Spring sales in Gamble’s store typically spike around Passover and Easter. He and his partner Ed Coviello saw that trend return this year. “People have started to go to events, so they’ve needed dresses that hadn’t sold in several months,” Coviello said.
“People are also looking for color,” Gamble said. “New Yorkers are always in black and navy and dark colors, and they’re coming out, and they’re asking for color. They want to be lifted.”
Michael Feinman, a regional manager at Goodwill Industries of Greater New York and Northern New Jersey, who oversees 10 thrift stores, including one on the Upper West Side, said his customers have similar tastes.
“There’s such a need for lots of bright color,” Feinman said. “My take on it is we sat in this dark period. The winter was miserable. And now that the sun’s out, people are really embracing color and fast fashion in such a way that I haven’t seen since my days back with Bloomingdale’s.”
Comfort is also big.
“We’ve inventoried more casual, more relaxed,” Coviello said. He described the dresses that are selling as flowing and easy, less structured and formal. Tops are in higher demand than pants, as his customers are primarily being seen from the shoulders up on Zoom calls.

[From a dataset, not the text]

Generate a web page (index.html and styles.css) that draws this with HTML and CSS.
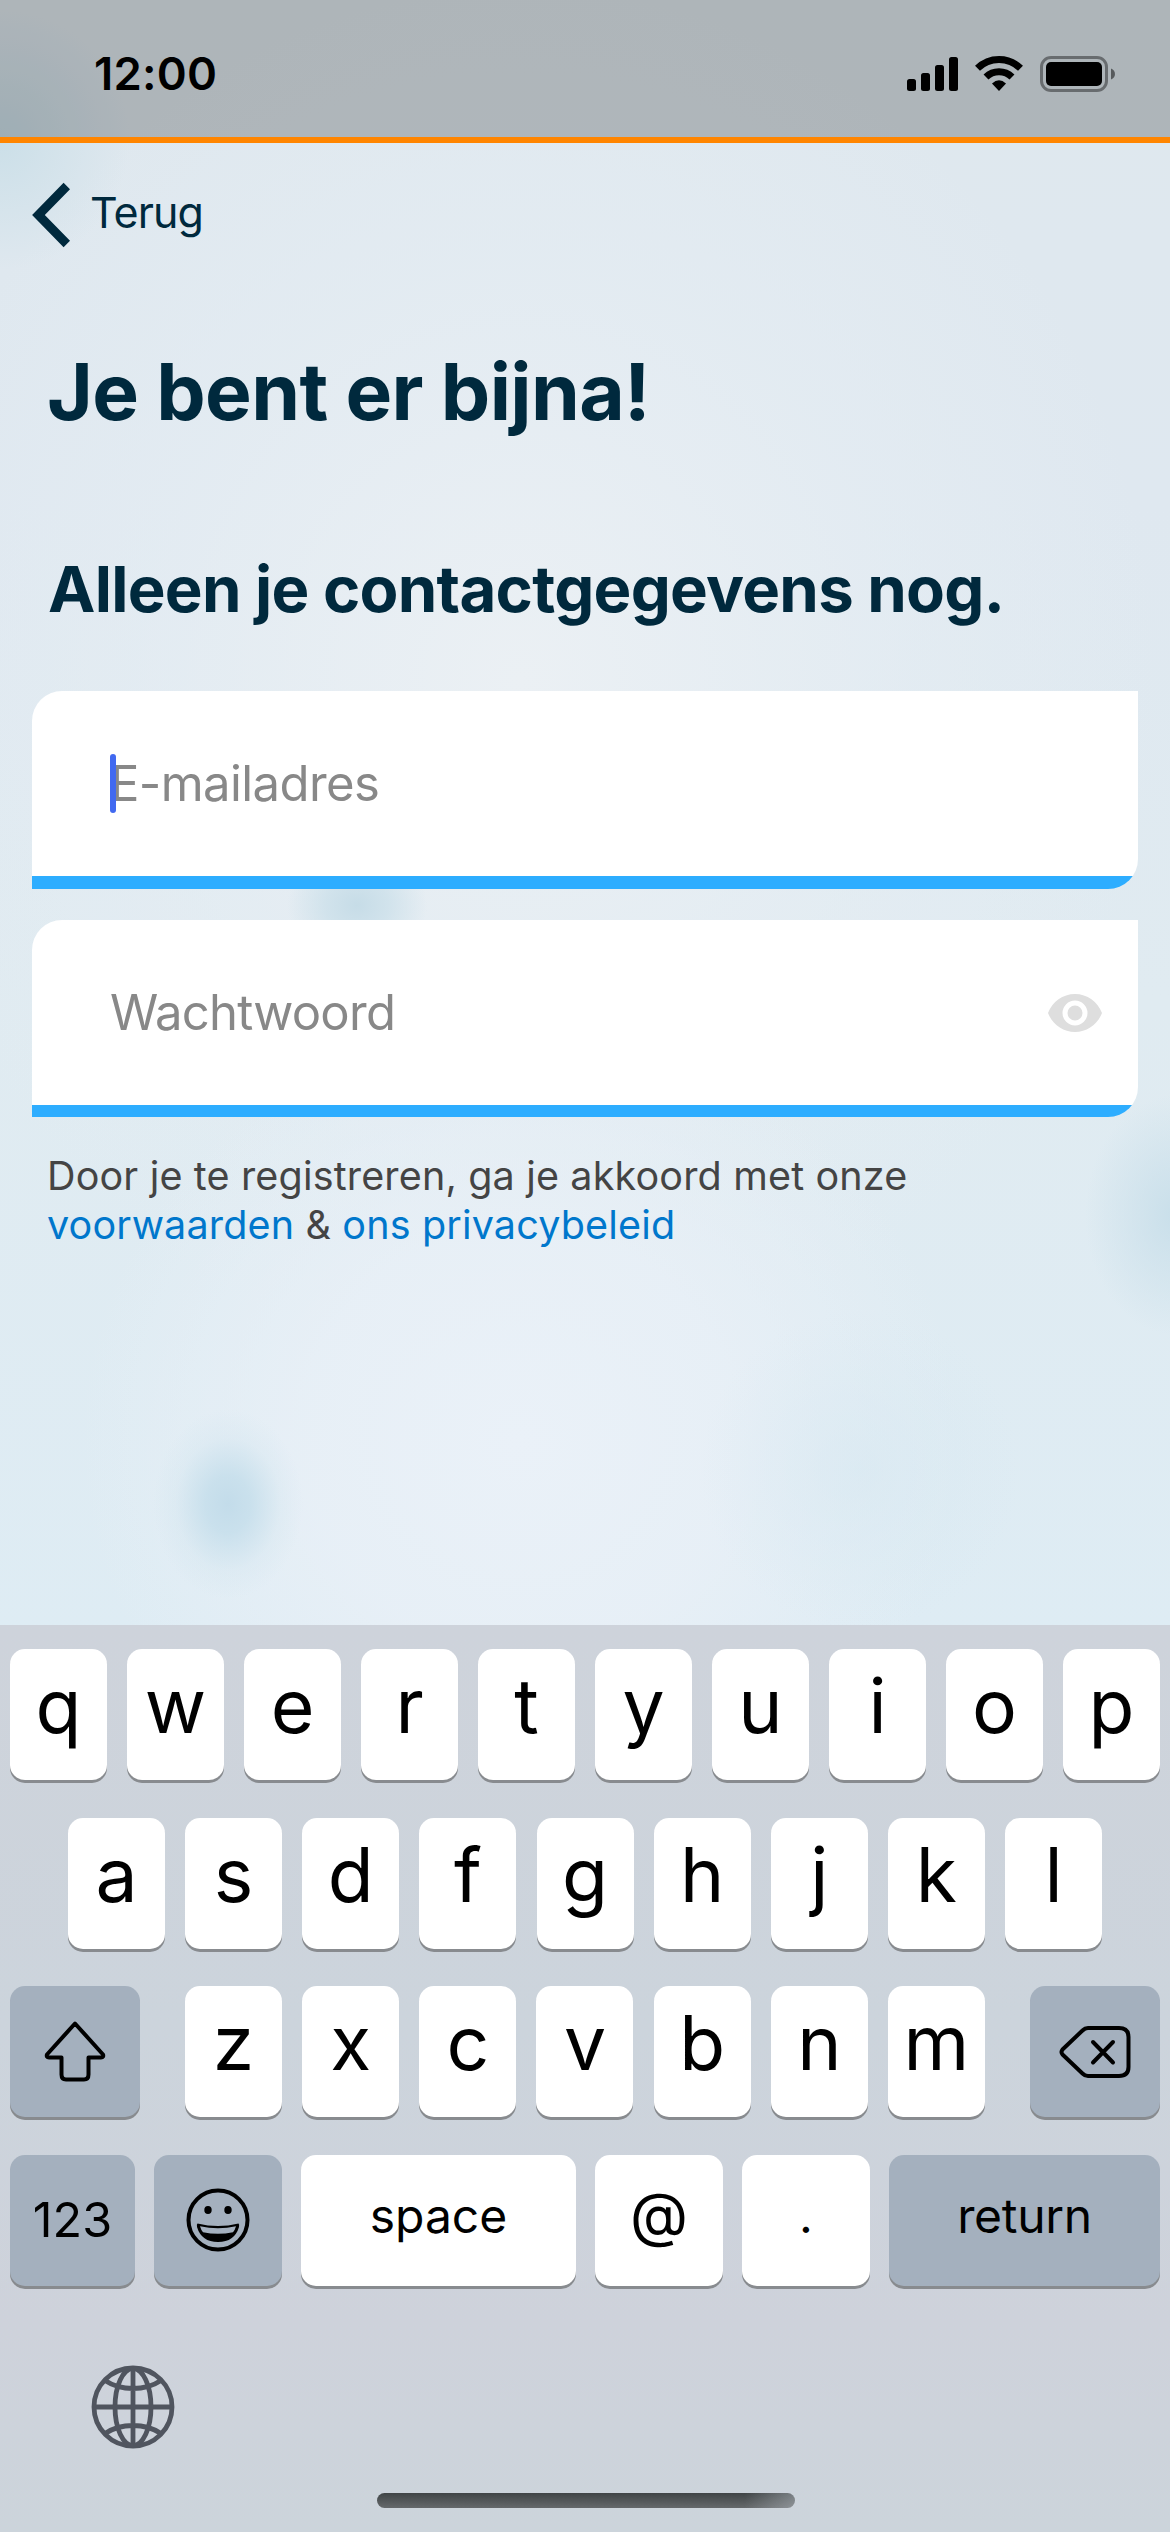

This spring, Gamble said, women are wearing wider cropped pants. “The legs have gotten a little fuller,” he said.
Feinman is seeing “a lot more casual looks going out the door” for men, too. Popular men’s items, he said, include “twill, denim, collared shirts, button-up shirts, great graphic tees.”
Upper West Side resident Deborah Meer, 48, spent part of Saturday, April 17, shopping at Tip Top Shoes on 72nd Street for some comfortable shoes that would hold her orthotics. A compliance officer at JPMorgan Chase and mother of two, she has been working at home since March 2020. She found a pair of low-heeled, mesh Merrell clogs, the Encore Breeze 4, that fit the bill. It was her first shoe purchase, other than sneakers, in at least a year.
She last bought clothes for work over a year ago.
“I'm really only looking to wear new clothes when I think I'm going to be seeing people,” she said.
“When I know I'm just going to be working at home in front of a screen, I don't think people care if they see the same shirt on me every week.”